By Brittany Maroney / Photos by Claudia Johnstone / Makeup by The Sparkle Bar / Hair by Taylor Gladden
As a vivacious junior in high school – with lots of friends and activity involvement including DECA and tutoring elementary school students – no one would have predicted Sarah Benken’s teenage pregnancy, her choice to drop out of high school, or the struggles she would face in the years to come. Yet, it was Benken alone who took this challenge head-on.
“Like everything else in my life, I had no idea what I was doing,” says the North Carolina native. “I was certain I wanted to beat the odds and show the all the naysayers that I could become somebody regardless of my circumstances. I dropped out of high school my junior year because I couldn’t make ends meet on a part-time job and refused my parents’ financial support. Having a baby was my decision, and one I had to overcome alone.”
Benken spent the next 10 years juggling the hectic life of raising a child, getting her GED, and working full-time. She landed her first job in accounting at 17, giving her a decent paycheck, but deep down she wanted more. Over the years, she suffered through lengthy commutes and long hours; like so many, she was overworked and underpaid.
“One day, I realized I was sick of the rat race and that I had a desire to become my own boss. But how?” Benken says. “I had been going through a period of discovery and reflection for about a year when my mother suggested the idea of opening an errand-running service. At first, I laughed it off, but the idea stuck and within a month I was creating Metro’s Other Woman.”
At just age 26, Benken founded Metro’s Other Woman (www.metrosotherwoman.com) to help restore work-life balance for busy executives and small business owners. As a national lifestyle management firm, Metro’s Other Woman specializes in calming chaos by eliminating pesky chores and “time sucks” – such as home maintenance or personal organization – so people can focus on what matters most. They specialize in business and personal services including housekeeping, laundry, meal prep, dog walking, booking appointments, and event planning.
Within two weeks of launching her self-funded business, Benken was able to secure enough income to walk away from her full-time job. Over the following year, with the help of business partner Michael Foushee, they expanded to an additional market while developing a licensing model. Currently, Metro’s Other Woman is active in four major markets, including Phoenix, with further expansion plans for 2018.
“I think too many women are scared to take the leap into owning their own business,” Benken says. “Here’s the truth: It will never be the right time, and you’ll never be prepared for what an entrepreneur’s life hands you. If you want to open a business, I say be as prepared as possible and, like me, have some great mentors around you. You need grit, so plan to dig deep.”
It’s this drive that Benken is also passing on to her two children. Her kids see firsthand how much work goes into running a business, and she loves that it’s a family affair. Her children, respectively, have attended staff meetings and tradeshows, entered receipts into QuickBooks, helped set up for galas, and even appeared on news segments. She wants to inspire her children, and other women, to have independence and an entrepreneurial spirit. It’s her goal to be a mentor, like so many women were to her over the years.
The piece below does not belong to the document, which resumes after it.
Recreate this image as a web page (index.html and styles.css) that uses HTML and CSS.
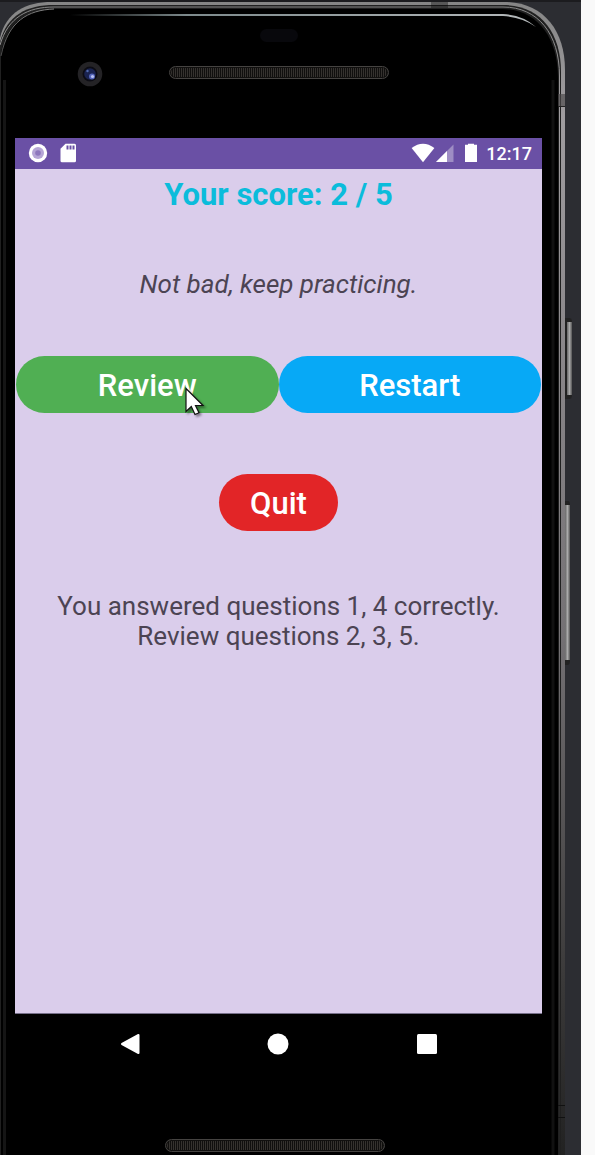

“Earlier this year, I unveiled the WAB [Win a Business] Program through Metro’s Other Woman,” Benken says. “WAB is a give-back program that awards a Metro’s Other Woman business to qualified women who desire to become entrepreneurs but lack either know-how or funding. The winners receive an 18-month mentorship, where they train directly with me and other location owners. We want to give away 10 Metro’s Other Woman businesses within the next five years.”
With a passion for helping women rise, she has also created the KNOW Tribe (www.theknowtribe.com), a no-cost association comprised of strong, successful business women who want to connect with others like them. Through this, Benken hopes to create a place where like-minded women can meet, create friendships and build business partnerships.
“There are a ridiculous number of women in the Valley doing big things, and I thought that they should be celebrated,” says Benken, who is publishing a book for that purpose, featuring those in the KNOW Tribe. “KNOW Phoenix will be a coffee table-style book released in January that spotlights 150 female entrepreneurs throughout the Valley in virtually every industry. The women featured are a compilation of proven leaders, high producers, and rising stars – truly pillars of this great city.”
Benken has also served as a mentor for pregnant teens, worked with human trafficking causes, and taught courses at Florence Crittenton and the Phoenix Dream Center on topics such as becoming your own boss, overcoming obstacles, removing shame, and moving forward.
Though it’s been a long, winding road for Benken, it’s one that shaped her into who she is, and while she’s seen the light of success, she’s humbled by how she got here.
“I know I am not here because of just myself,” Benken says. “I am where I am today because of everyone who has offered a hand as I stepped up the ladder – and it’s my mission to be that hand for others.”